When asked what makes a library, both authors emphasised the personal nature of collection. Professor Pettegree said, “I think a library is any collection of books purposefully collected. Eight books in fifteenth century Europe would have taken a lifetime and a lot of money to assemble.”
Dr der Weduwen agreed. “The very origin of the word ‘library’ comes from the Greek term for the Bible, the collection of books that make up the Bible. There are quite a few books that make up the Bible, but it’s certainly not the size of the Bodleian either. It is meant to encapsulate a variety of books that are together in one place for a reason.”
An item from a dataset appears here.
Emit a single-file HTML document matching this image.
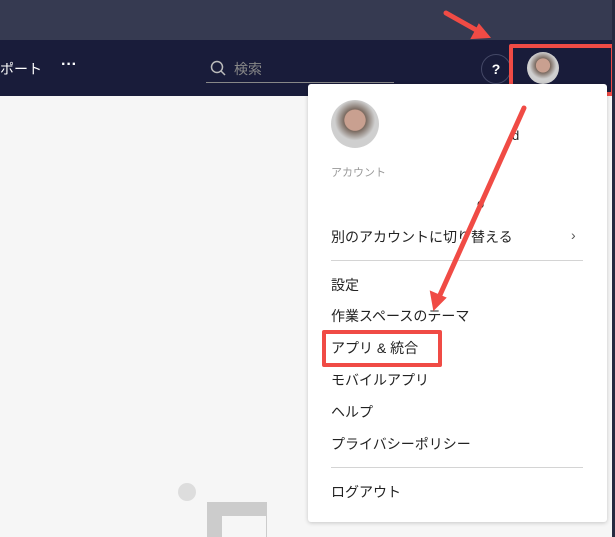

On a final “Desert Island Discs” style question in which both authors were asked which one book they would keep, both took a minute to think.
Professor Pettegree said, “I think I would pick War and Peace because it’s long. I’m going to get a bit of paper, read it, then index it because I feel all books over 300 pages need indexing. Then I will sell it to a publisher, and they can put out the definitive indexed version”.
Dr der Weduwen said, “I think I’ll say The Name of the Rose, by Ubetta Echo. It’s also a long book and is quite complex. It talks about many other books and intellectual movements and interests. When you read it the first time you don’t get everything. So, if I only had one book to read, I could certainly do with a few re-reads of that to make sense of it. But it’s also a fun book so I would enjoy it for that reason.”
The Library: A Fragile History, has been out since 14 October 2021. It is available in hardback for £25.